**Challenge**. Give back exactly the lines from the beginning of the listing below to the line holding "const cols = [469, 309, 155, 98];", both ends included; the pictures stay out.

--- Begin ---

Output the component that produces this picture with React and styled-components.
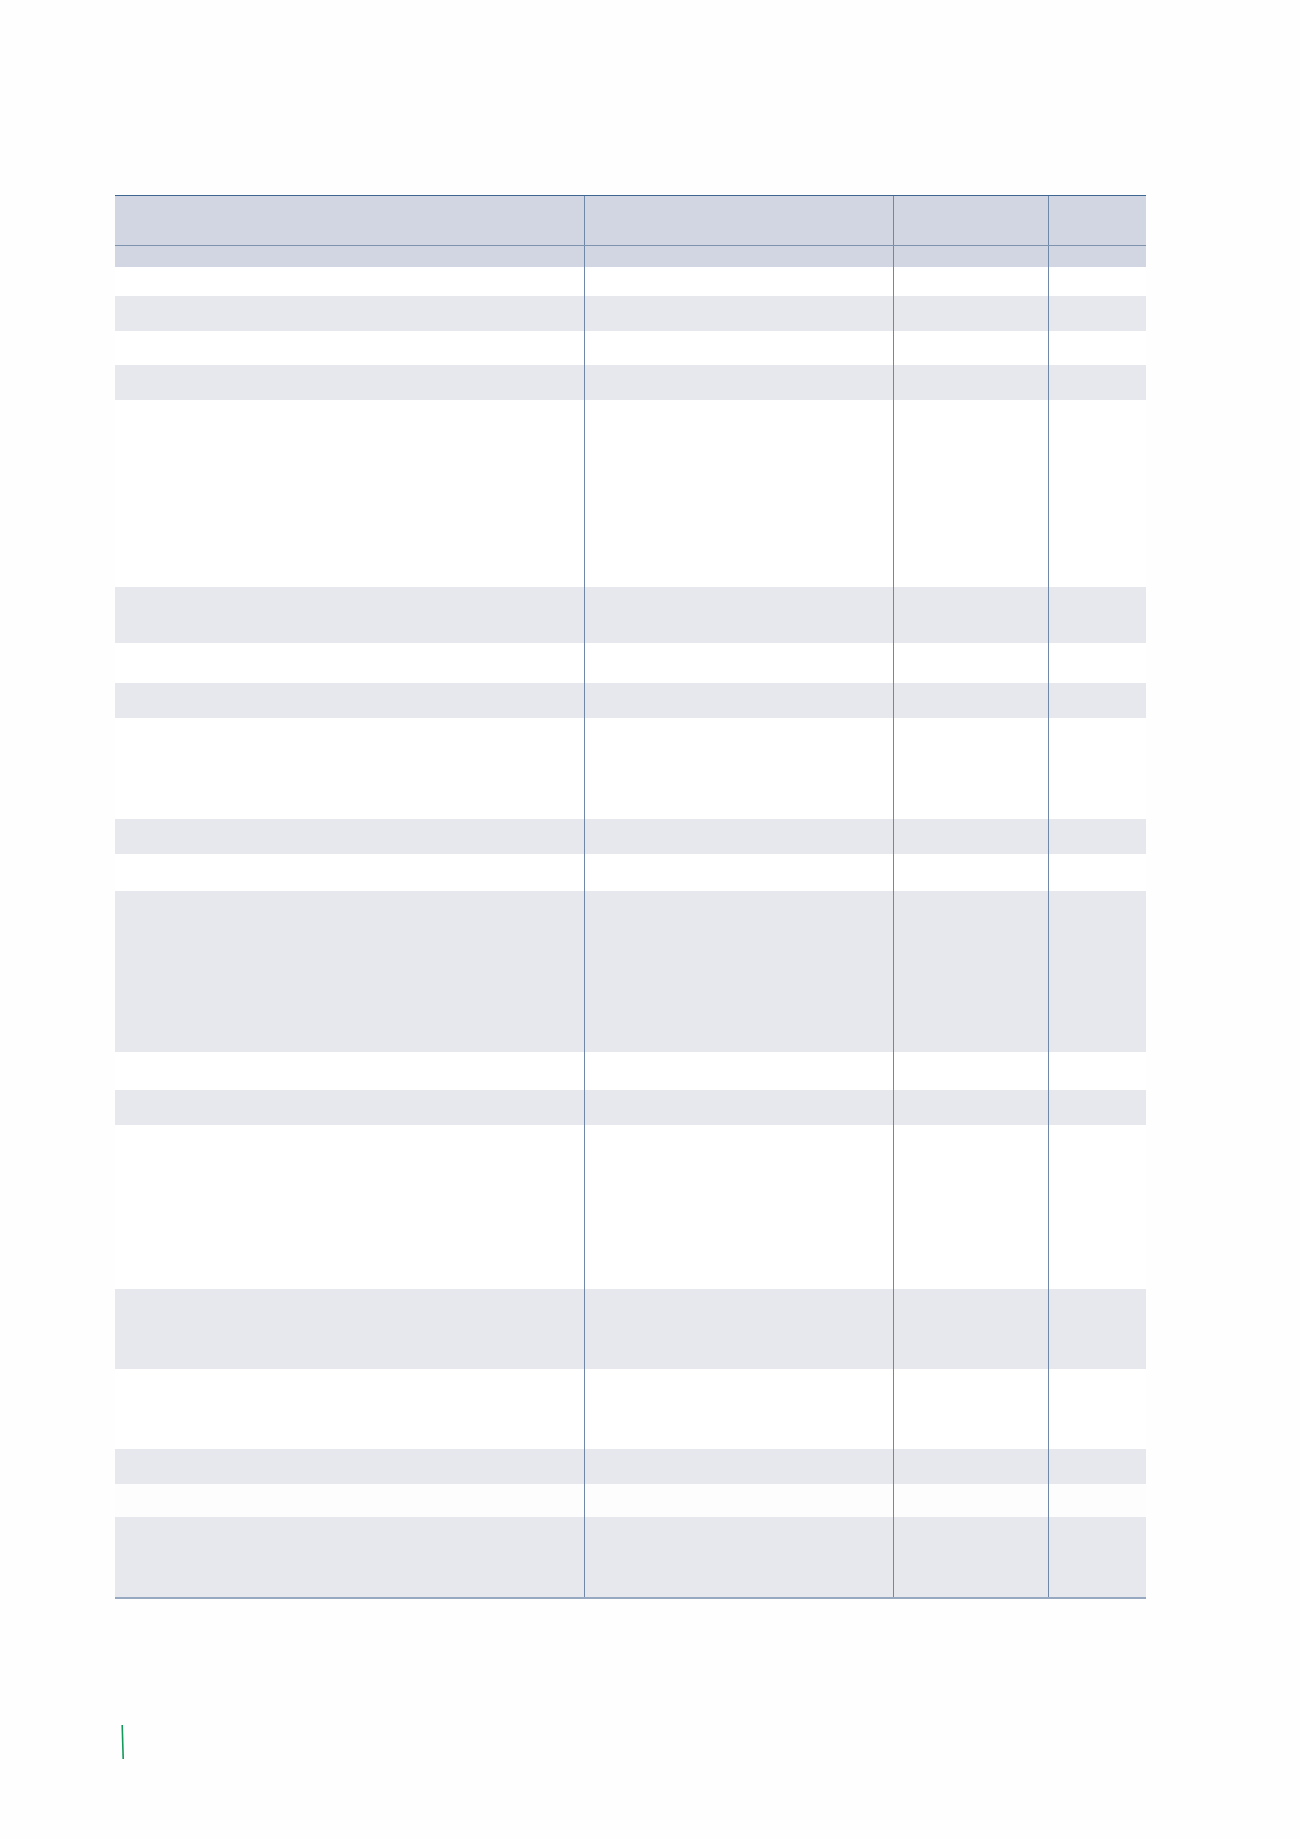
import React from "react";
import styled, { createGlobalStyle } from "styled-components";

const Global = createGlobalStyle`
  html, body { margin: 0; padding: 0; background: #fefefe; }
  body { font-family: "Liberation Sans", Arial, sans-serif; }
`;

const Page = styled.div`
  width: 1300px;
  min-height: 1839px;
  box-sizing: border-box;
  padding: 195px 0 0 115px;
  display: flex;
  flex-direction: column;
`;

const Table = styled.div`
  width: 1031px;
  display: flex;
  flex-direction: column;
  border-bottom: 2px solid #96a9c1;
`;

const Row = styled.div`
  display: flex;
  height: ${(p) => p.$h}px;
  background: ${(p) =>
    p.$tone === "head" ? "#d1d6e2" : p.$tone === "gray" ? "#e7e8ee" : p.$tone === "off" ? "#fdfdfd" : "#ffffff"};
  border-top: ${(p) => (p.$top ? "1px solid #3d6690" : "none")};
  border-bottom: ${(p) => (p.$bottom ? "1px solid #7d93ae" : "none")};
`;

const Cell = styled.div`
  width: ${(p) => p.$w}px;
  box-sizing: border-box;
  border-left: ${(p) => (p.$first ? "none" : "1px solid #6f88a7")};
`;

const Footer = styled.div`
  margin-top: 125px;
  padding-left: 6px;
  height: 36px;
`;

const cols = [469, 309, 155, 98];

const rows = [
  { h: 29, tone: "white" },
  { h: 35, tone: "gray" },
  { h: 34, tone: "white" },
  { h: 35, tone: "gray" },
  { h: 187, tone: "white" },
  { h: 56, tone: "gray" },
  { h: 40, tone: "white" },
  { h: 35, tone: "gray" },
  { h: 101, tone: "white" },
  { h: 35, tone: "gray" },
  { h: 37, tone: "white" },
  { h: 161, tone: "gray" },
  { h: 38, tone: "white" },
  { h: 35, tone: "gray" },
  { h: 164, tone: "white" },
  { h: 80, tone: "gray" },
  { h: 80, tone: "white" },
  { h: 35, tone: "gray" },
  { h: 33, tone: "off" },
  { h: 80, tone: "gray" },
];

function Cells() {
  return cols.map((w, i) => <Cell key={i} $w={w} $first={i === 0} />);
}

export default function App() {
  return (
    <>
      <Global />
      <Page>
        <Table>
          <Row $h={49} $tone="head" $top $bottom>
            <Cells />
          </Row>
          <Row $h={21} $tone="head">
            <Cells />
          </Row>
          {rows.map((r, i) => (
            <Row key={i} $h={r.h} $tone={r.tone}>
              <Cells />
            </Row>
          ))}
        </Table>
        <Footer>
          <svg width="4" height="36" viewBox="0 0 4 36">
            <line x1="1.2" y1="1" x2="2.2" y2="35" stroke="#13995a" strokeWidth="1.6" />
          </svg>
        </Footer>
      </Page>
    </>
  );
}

--- End ---

**Expected answer**.
Output the component that produces this picture with React and styled-components.
import React from "react";
import styled, { createGlobalStyle } from "styled-components";

const Global = createGlobalStyle`
  html, body { margin: 0; padding: 0; background: #fefefe; }
  body { font-family: "Liberation Sans", Arial, sans-serif; }
`;

const Page = styled.div`
  width: 1300px;
  min-height: 1839px;
  box-sizing: border-box;
  padding: 195px 0 0 115px;
  display: flex;
  flex-direction: column;
`;

const Table = styled.div`
  width: 1031px;
  display: flex;
  flex-direction: column;
  border-bottom: 2px solid #96a9c1;
`;

const Row = styled.div`
  display: flex;
  height: ${(p) => p.$h}px;
  background: ${(p) =>
    p.$tone === "head" ? "#d1d6e2" : p.$tone === "gray" ? "#e7e8ee" : p.$tone === "off" ? "#fdfdfd" : "#ffffff"};
  border-top: ${(p) => (p.$top ? "1px solid #3d6690" : "none")};
  border-bottom: ${(p) => (p.$bottom ? "1px solid #7d93ae" : "none")};
`;

const Cell = styled.div`
  width: ${(p) => p.$w}px;
  box-sizing: border-box;
  border-left: ${(p) => (p.$first ? "none" : "1px solid #6f88a7")};
`;

const Footer = styled.div`
  margin-top: 125px;
  padding-left: 6px;
  height: 36px;
`;

const cols = [469, 309, 155, 98];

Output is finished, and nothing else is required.